• **DESCRIPTION OF THE TASK**:
Count the lines in the records below that contain the word "index", and give only that number.

• **DATA FOR THIS TASK**:
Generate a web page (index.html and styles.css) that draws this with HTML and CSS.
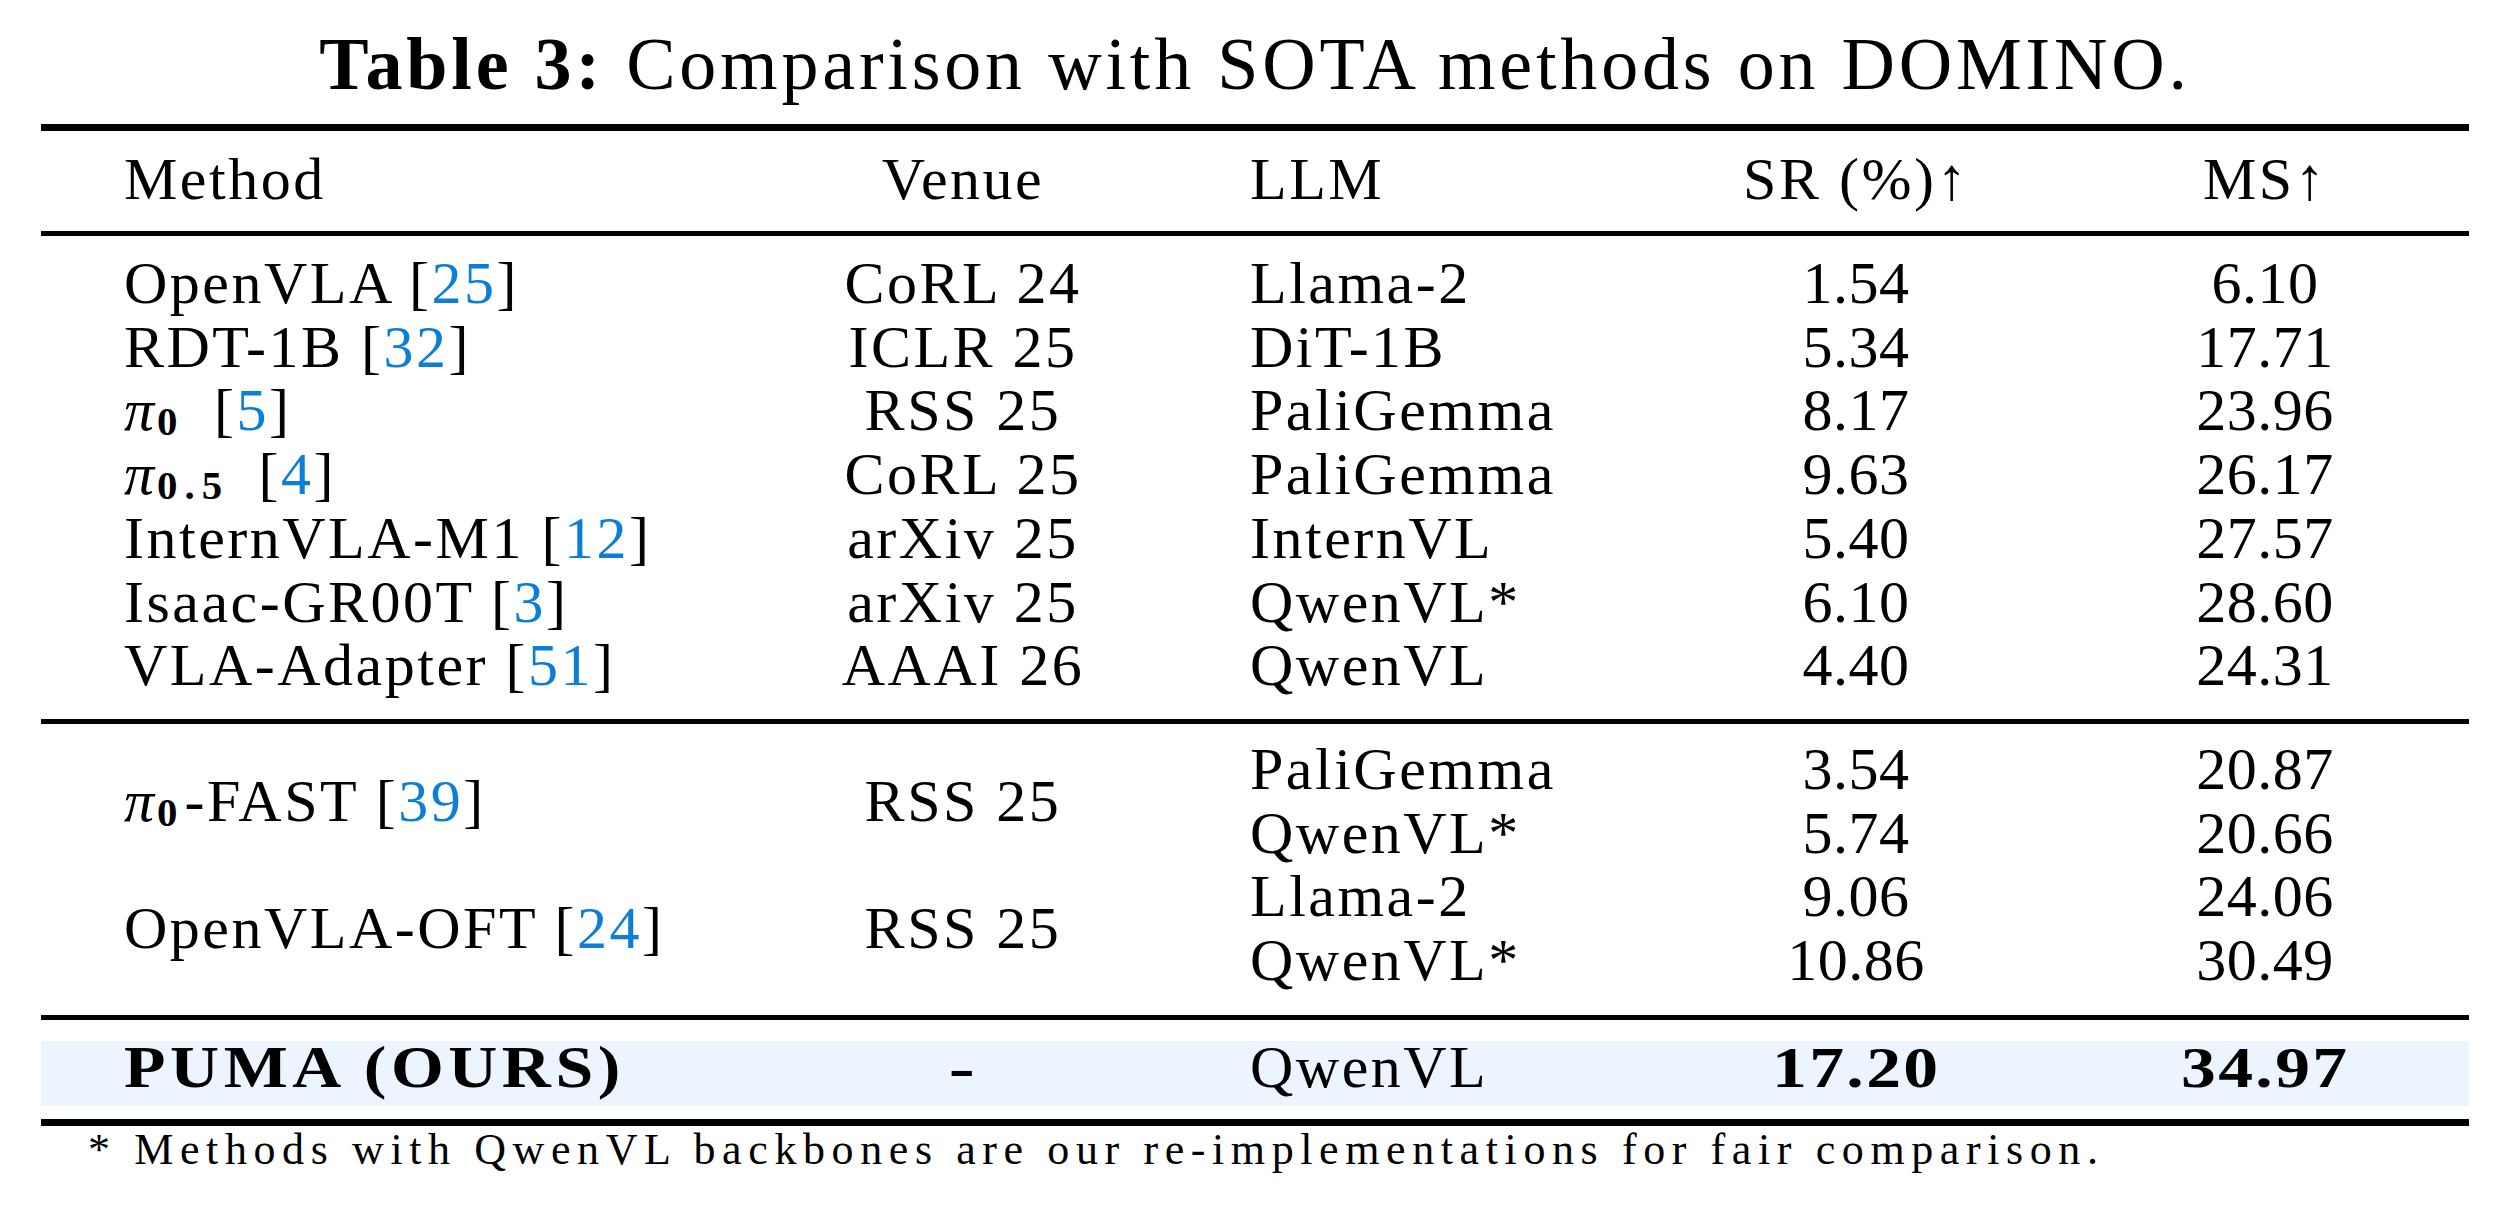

==

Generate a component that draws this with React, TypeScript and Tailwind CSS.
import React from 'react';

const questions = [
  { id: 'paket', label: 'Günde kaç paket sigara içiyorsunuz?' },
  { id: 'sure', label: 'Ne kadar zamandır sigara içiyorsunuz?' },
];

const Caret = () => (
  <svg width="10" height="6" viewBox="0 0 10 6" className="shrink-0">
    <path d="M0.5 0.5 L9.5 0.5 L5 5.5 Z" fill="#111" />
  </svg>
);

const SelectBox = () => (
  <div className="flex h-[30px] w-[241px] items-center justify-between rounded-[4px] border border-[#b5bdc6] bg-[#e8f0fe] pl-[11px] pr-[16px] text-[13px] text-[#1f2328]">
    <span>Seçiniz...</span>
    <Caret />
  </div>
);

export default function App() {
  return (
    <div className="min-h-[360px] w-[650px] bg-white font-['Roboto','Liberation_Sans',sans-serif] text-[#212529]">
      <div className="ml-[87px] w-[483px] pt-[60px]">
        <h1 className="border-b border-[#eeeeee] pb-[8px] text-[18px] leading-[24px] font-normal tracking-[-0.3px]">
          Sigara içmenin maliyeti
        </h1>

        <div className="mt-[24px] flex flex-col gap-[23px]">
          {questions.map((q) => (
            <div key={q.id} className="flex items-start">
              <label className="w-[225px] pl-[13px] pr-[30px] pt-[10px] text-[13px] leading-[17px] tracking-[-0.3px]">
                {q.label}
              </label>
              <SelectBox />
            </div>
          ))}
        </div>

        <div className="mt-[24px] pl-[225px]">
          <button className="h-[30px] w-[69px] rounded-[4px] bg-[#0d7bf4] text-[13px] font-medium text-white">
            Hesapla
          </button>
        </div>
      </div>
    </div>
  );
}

* * *

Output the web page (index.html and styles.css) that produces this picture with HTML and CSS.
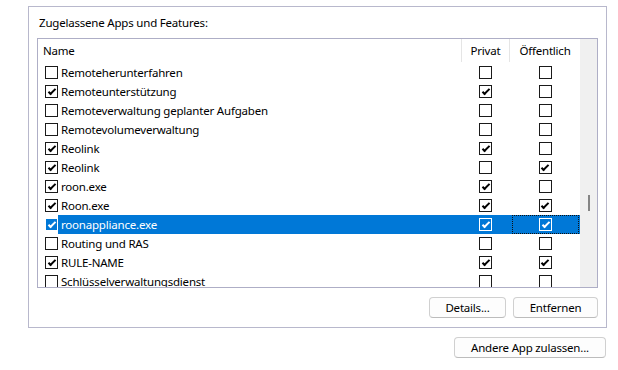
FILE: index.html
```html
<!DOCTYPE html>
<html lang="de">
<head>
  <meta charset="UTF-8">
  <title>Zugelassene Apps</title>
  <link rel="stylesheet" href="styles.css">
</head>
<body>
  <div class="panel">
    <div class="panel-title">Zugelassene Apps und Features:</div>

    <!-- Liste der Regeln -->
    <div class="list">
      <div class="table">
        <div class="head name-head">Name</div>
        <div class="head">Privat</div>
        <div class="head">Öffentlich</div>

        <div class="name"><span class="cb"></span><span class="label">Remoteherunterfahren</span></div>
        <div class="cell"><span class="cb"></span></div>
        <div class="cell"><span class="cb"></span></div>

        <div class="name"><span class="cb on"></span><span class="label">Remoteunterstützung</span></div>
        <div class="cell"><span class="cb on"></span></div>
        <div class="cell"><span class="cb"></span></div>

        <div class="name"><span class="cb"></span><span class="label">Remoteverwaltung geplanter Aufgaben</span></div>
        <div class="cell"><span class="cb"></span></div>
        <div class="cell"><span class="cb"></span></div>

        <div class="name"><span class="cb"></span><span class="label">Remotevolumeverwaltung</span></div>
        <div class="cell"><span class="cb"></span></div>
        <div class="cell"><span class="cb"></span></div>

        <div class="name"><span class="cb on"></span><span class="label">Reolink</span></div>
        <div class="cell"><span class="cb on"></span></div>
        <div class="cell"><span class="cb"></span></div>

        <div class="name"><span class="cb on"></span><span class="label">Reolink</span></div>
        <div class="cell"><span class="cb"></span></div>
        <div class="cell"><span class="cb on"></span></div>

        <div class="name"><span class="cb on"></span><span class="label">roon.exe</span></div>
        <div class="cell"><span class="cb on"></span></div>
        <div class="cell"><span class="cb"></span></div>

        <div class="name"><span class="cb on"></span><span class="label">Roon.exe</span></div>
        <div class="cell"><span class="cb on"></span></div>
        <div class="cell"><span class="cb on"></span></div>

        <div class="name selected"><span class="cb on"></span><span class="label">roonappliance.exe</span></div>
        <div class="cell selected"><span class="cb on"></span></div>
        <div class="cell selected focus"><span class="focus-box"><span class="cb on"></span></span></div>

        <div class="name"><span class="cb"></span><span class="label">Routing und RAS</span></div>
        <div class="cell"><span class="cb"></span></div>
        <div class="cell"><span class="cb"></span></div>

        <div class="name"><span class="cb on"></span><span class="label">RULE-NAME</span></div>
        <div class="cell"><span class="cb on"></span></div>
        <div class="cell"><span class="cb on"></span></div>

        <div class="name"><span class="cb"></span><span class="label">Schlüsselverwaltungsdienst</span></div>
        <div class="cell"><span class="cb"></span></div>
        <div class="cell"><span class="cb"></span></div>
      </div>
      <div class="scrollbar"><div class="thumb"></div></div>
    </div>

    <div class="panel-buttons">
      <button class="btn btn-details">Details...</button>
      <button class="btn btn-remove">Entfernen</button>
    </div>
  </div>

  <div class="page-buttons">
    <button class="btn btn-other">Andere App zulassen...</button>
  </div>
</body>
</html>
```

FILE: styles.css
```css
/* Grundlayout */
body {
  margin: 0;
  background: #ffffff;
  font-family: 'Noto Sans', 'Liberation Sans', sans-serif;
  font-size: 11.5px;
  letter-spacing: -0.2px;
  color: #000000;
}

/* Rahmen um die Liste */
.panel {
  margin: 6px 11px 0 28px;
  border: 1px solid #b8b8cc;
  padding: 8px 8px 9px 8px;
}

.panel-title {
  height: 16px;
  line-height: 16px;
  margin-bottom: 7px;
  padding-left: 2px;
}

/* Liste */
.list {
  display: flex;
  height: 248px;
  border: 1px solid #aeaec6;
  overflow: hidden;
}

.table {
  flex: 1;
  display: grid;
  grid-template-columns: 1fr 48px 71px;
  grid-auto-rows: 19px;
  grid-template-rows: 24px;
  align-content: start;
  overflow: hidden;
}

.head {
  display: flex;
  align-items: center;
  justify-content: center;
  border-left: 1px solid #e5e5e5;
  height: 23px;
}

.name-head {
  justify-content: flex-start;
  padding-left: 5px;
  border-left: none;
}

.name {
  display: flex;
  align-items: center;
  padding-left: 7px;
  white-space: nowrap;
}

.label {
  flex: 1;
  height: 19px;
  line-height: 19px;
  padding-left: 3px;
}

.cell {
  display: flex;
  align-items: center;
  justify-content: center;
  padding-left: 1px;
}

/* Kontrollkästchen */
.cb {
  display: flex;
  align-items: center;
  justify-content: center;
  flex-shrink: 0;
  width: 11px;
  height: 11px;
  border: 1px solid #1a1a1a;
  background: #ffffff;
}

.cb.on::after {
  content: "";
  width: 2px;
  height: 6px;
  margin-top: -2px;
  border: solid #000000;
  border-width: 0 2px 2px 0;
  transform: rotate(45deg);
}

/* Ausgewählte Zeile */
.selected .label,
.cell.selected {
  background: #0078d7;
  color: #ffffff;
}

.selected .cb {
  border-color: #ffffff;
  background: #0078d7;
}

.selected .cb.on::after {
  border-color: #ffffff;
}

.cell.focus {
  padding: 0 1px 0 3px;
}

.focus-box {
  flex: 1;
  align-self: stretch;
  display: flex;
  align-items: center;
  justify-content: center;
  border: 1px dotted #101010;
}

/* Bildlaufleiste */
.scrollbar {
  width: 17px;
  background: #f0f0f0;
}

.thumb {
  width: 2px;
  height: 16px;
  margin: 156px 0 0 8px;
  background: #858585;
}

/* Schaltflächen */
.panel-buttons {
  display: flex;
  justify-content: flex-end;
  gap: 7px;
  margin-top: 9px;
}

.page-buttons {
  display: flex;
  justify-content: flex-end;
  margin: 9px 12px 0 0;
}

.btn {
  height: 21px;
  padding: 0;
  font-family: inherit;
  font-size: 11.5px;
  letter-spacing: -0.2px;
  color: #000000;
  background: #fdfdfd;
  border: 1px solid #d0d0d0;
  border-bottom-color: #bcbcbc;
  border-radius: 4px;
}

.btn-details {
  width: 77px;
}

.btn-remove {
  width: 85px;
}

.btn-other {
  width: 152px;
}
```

• **WRITTEN SOLUTION**:
3